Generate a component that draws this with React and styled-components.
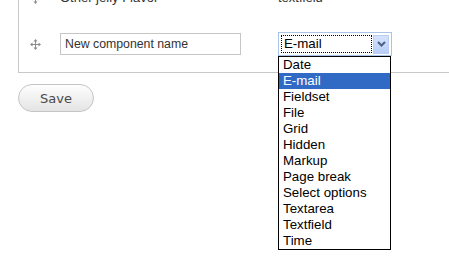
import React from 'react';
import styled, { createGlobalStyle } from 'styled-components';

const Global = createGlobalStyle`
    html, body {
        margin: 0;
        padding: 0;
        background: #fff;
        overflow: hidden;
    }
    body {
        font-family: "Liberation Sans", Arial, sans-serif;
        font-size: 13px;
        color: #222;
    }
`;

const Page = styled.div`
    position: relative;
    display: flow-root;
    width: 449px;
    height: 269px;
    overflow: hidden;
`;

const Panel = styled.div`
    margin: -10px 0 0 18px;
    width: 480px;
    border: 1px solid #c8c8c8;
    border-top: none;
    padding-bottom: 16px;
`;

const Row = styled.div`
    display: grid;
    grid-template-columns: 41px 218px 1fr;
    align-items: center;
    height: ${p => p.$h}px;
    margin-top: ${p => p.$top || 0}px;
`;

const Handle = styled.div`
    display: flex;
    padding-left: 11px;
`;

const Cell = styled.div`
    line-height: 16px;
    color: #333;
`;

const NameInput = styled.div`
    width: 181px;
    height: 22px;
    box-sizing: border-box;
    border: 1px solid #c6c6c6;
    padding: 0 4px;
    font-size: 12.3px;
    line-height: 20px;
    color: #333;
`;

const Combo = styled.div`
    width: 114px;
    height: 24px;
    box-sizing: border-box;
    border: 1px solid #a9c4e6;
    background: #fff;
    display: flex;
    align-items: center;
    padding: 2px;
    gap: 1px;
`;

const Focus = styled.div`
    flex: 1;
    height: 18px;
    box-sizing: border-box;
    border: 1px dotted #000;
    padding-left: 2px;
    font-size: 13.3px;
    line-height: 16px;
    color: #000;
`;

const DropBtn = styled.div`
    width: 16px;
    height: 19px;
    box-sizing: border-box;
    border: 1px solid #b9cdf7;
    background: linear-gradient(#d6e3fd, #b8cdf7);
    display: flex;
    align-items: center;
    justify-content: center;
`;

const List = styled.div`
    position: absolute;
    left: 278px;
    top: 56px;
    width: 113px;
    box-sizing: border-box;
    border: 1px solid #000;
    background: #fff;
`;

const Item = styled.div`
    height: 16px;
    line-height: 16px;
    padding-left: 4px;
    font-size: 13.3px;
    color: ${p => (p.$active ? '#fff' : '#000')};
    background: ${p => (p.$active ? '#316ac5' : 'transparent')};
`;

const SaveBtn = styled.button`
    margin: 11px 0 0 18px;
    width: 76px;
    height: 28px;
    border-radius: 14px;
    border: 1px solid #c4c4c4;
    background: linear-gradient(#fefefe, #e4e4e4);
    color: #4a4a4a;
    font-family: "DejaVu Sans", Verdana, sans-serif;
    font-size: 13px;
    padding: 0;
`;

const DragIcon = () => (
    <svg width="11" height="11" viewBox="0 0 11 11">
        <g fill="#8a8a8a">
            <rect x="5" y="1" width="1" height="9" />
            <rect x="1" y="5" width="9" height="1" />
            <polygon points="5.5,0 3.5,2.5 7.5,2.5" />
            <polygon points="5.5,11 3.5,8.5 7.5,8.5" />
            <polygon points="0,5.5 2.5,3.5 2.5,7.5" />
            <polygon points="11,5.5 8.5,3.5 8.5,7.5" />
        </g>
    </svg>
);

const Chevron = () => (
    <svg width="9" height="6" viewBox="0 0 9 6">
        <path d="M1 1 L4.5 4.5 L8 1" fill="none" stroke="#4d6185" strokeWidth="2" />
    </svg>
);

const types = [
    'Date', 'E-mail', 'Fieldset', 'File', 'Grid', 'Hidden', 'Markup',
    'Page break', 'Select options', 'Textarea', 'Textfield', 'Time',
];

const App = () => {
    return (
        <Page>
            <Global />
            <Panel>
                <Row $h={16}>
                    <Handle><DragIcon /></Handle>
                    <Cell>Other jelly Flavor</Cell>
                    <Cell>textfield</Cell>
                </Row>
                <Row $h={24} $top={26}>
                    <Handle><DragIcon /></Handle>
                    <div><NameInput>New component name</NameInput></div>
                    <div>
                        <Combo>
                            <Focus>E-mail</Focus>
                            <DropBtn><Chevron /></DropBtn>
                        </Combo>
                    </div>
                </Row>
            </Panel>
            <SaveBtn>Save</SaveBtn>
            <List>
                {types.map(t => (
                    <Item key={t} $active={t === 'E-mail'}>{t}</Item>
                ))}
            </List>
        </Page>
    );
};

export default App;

------

## Task requirements
Looking at the data above, how many lines hold the word "components"? Respond with the number alone.

## Exercise output
2